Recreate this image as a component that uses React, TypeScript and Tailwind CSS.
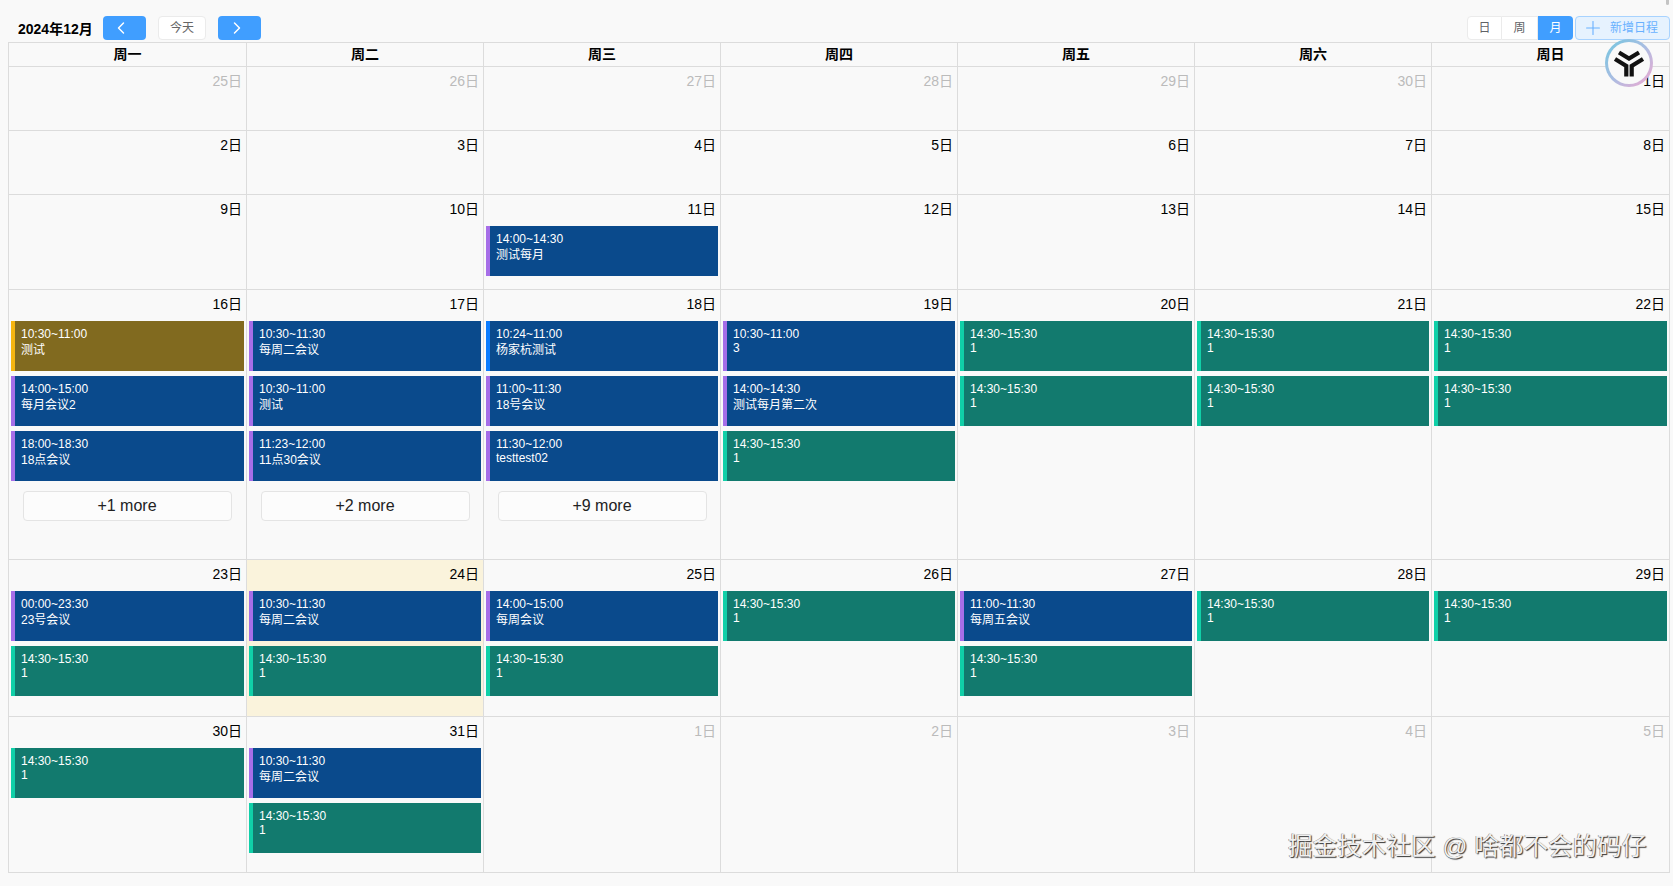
import React from 'react';
import { ChevronLeft, ChevronRight, Plus } from 'lucide-react';

type Kind = 'meeting' | 'personal' | 'warn' | 'teal';

interface CalEvent {
  time: string;
  title: string;
  kind: Kind;
}

interface Day {
  label: string;
  muted?: boolean;
  today?: boolean;
  events?: CalEvent[];
  more?: number;
}

const kindClass: Record<Kind, string> = {
  meeting: 'bg-[#0a4a8c] border-[#a66ee8]',
  personal: 'bg-[#0a4a8c] border-[#0a7cff]',
  warn: 'bg-[#816a1f] border-[#f5b50f]',
  teal: 'bg-[#127a6e] border-[#10d0a8]',
};

const ev = (time: string, title: string, kind: Kind = 'meeting'): CalEvent => ({ time, title, kind });
const teal = ev('14:30~15:30', '1', 'teal');

const weekDays = ['周一', '周二', '周三', '周四', '周五', '周六', '周日'];

const weeks: { height: string; days: Day[] }[] = [
  {
    height: 'h-[64px]',
    days: [
      { label: '25日', muted: true },
      { label: '26日', muted: true },
      { label: '27日', muted: true },
      { label: '28日', muted: true },
      { label: '29日', muted: true },
      { label: '30日', muted: true },
      { label: '1日' },
    ],
  },
  {
    height: 'h-[64px]',
    days: [
      { label: '2日' },
      { label: '3日' },
      { label: '4日' },
      { label: '5日' },
      { label: '6日' },
      { label: '7日' },
      { label: '8日' },
    ],
  },
  {
    height: 'h-[95px]',
    days: [
      { label: '9日' },
      { label: '10日' },
      { label: '11日', events: [ev('14:00~14:30', '测试每月')] },
      { label: '12日' },
      { label: '13日' },
      { label: '14日' },
      { label: '15日' },
    ],
  },
  {
    height: 'h-[270px]',
    days: [
      {
        label: '16日',
        more: 1,
        events: [ev('10:30~11:00', '测试', 'warn'), ev('14:00~15:00', '每月会议2'), ev('18:00~18:30', '18点会议')],
      },
      {
        label: '17日',
        more: 2,
        events: [ev('10:30~11:30', '每周二会议'), ev('10:30~11:00', '测试'), ev('11:23~12:00', '11点30会议')],
      },
      {
        label: '18日',
        more: 9,
        events: [ev('10:24~11:00', '杨家杭测试', 'personal'), ev('11:00~11:30', '18号会议'), ev('11:30~12:00', 'testtest02')],
      },
      {
        label: '19日',
        events: [ev('10:30~11:00', '3'), ev('14:00~14:30', '测试每月第二次'), teal],
      },
      { label: '20日', events: [teal, teal] },
      { label: '21日', events: [teal, teal] },
      { label: '22日', events: [teal, teal] },
    ],
  },
  {
    height: 'h-[157px]',
    days: [
      { label: '23日', events: [ev('00:00~23:30', '23号会议'), teal] },
      { label: '24日', today: true, events: [ev('10:30~11:30', '每周二会议'), teal] },
      { label: '25日', events: [ev('14:00~15:00', '每周会议'), teal] },
      { label: '26日', events: [teal] },
      { label: '27日', events: [ev('11:00~11:30', '每周五会议'), teal] },
      { label: '28日', events: [teal] },
      { label: '29日', events: [teal] },
    ],
  },
  {
    height: 'h-[156px]',
    days: [
      { label: '30日', events: [teal] },
      { label: '31日', events: [ev('10:30~11:30', '每周二会议'), teal] },
      { label: '1日', muted: true },
      { label: '2日', muted: true },
      { label: '3日', muted: true },
      { label: '4日', muted: true },
      { label: '5日', muted: true },
    ],
  },
];

// titles with Chinese sit on a taller line box, pull them up a touch
const hasCjk = (text: string) => /[^\x00-\x7f]/.test(text);

const EventCard = ({ event }: { event: CalEvent }) => (
  <div className={`mx-0.5 h-[50px] overflow-hidden border-l-4 pl-1.5 pt-[6px] text-xs text-white ${kindClass[event.kind]}`}>
    <div className="leading-[14px]">{event.time}</div>
    <div className={`leading-[normal] ${hasCjk(event.title) ? '-mt-px' : ''}`}>{event.title}</div>
  </div>
);

const DayCell = ({ day }: { day: Day }) => (
  <div className={`border-r border-[#dcdcdc] ${day.today ? 'bg-[#faf3dc]' : ''}`}>
    <div className={`h-[31px] pr-1 pt-1 text-right text-sm leading-5 ${day.muted ? 'text-[#bbbbbb]' : 'text-black'}`}>
      {day.label}
    </div>
    {day.events && (
      <div className="flex flex-col gap-[5px]">
        {day.events.map((event, index) => (
          <EventCard key={index} event={event} />
        ))}
      </div>
    )}
    {day.more && (
      <button className="ml-[13.5px] mt-2.5 block h-[30px] w-[209px] rounded border border-[#e4e4e4] bg-[#fcfcfc] text-base leading-[26px] text-[#222222]">
        +{day.more} more
      </button>
    )}
  </div>
);

const App: React.FC = () => {
  return (
    <div className="relative h-[886px] w-[1673px] overflow-hidden bg-[#f9f9f9] font-['Liberation_Sans','Noto_Sans_CJK_SC',sans-serif]">
      <div className="flex h-[42px] items-start pl-[18px] pr-[3px] pt-4">
        <div className="w-[85px] shrink-0 pt-1 text-sm font-bold leading-[18px] text-black">2024年12月</div>
        <button className="flex h-6 w-[43px] items-center justify-center rounded bg-[#409eff] pr-2 text-white">
          <ChevronLeft size={20} strokeWidth={1.75} />
        </button>
        <button className="ml-3 h-6 w-12 rounded border border-[#ebebeb] bg-white text-xs text-[#666666]">今天</button>
        <button className="ml-3 flex h-6 w-[43px] items-center justify-center rounded bg-[#409eff] pr-1.5 text-white">
          <ChevronRight size={20} strokeWidth={1.75} />
        </button>
        <div className="ml-auto flex h-6 text-xs text-[#606266]">
          <button className="w-[35px] rounded-l border border-[#ebebeb] bg-white">日</button>
          <button className="w-[36px] border-y border-r border-[#ebebeb] bg-white">周</button>
          <button className="w-[35px] rounded-r bg-[#409eff] text-white">月</button>
        </div>
        <button className="ml-[2px] flex h-6 w-[95px] items-center rounded border border-[#a8d3ff] bg-[#e6f2fe] pl-[6px] text-xs text-[#69b1ff]">
          <Plus size={22} strokeWidth={1.2} />
          <span className="ml-[6px]">新增日程</span>
        </button>
      </div>

      <div className="ml-2 w-[1662px] border-l border-t border-[#dcdcdc]">
        <div className="grid h-6 grid-cols-[238px_repeat(5,237px)_238px] border-b border-[#dcdcdc]">
          {weekDays.map((name) => (
            <div key={name} className="border-r border-[#dcdcdc] text-center text-sm font-bold leading-[22px] text-black">
              {name}
            </div>
          ))}
        </div>
        {weeks.map((week, index) => (
          <div key={index} className={`grid grid-cols-[238px_repeat(5,237px)_238px] border-b border-[#dcdcdc] ${week.height}`}>
            {week.days.map((day) => (
              <DayCell key={day.label} day={day} />
            ))}
          </div>
        ))}
      </div>

      {/* floating assistant button */}
      <div className="absolute left-[1605px] top-[39px] h-12 w-12 rounded-full bg-linear-to-br from-[#6cc6e0] via-[#a9bde2] to-[#f0a6d0] p-[3px]">
        <div className="flex h-full w-full items-center justify-center rounded-full bg-[#f9f9f9]">
          <svg width="42" height="42" viewBox="0 0 42 42" fill="none" stroke="#111111" strokeWidth="4.2">
            <path d="M11 10.5 L21 16.5 L31 10.5" />
            <path d="M7 17 L18.3 24 V34.5" />
            <path d="M35 17 L23.7 24 V34.5" />
          </svg>
        </div>
      </div>

      <div className="absolute right-[4px] top-0 h-[5px] w-[3px] rounded-b-sm bg-[#c4c4c4]" />

      {/* site watermark */}
      <div className="absolute left-[1288px] top-[832px] whitespace-nowrap text-[24.6px] leading-[30px] text-[#f0f0f0] [text-shadow:1px_1px_1px_#333333,-0.5px_-0.5px_0.5px_#777777]">
        掘金技术社区 @ 啥都不会的码仔
      </div>
    </div>
  );
};

export default App;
----------
■ **THE REQUEST**: Write out again, exactly, the lines from the start of the listing up to the line containing "const weekDays = ['周一', '周二', '周三', '周四', '周五', '周六', '周日'];", with both ends and without pictures.

■ **RESPONSE BELOW**:
Recreate this image as a component that uses React, TypeScript and Tailwind CSS.
import React from 'react';
import { ChevronLeft, ChevronRight, Plus } from 'lucide-react';

type Kind = 'meeting' | 'personal' | 'warn' | 'teal';

interface CalEvent {
  time: string;
  title: string;
  kind: Kind;
}

interface Day {
  label: string;
  muted?: boolean;
  today?: boolean;
  events?: CalEvent[];
  more?: number;
}

const kindClass: Record<Kind, string> = {
  meeting: 'bg-[#0a4a8c] border-[#a66ee8]',
  personal: 'bg-[#0a4a8c] border-[#0a7cff]',
  warn: 'bg-[#816a1f] border-[#f5b50f]',
  teal: 'bg-[#127a6e] border-[#10d0a8]',
};

const ev = (time: string, title: string, kind: Kind = 'meeting'): CalEvent => ({ time, title, kind });
const teal = ev('14:30~15:30', '1', 'teal');

const weekDays = ['周一', '周二', '周三', '周四', '周五', '周六', '周日'];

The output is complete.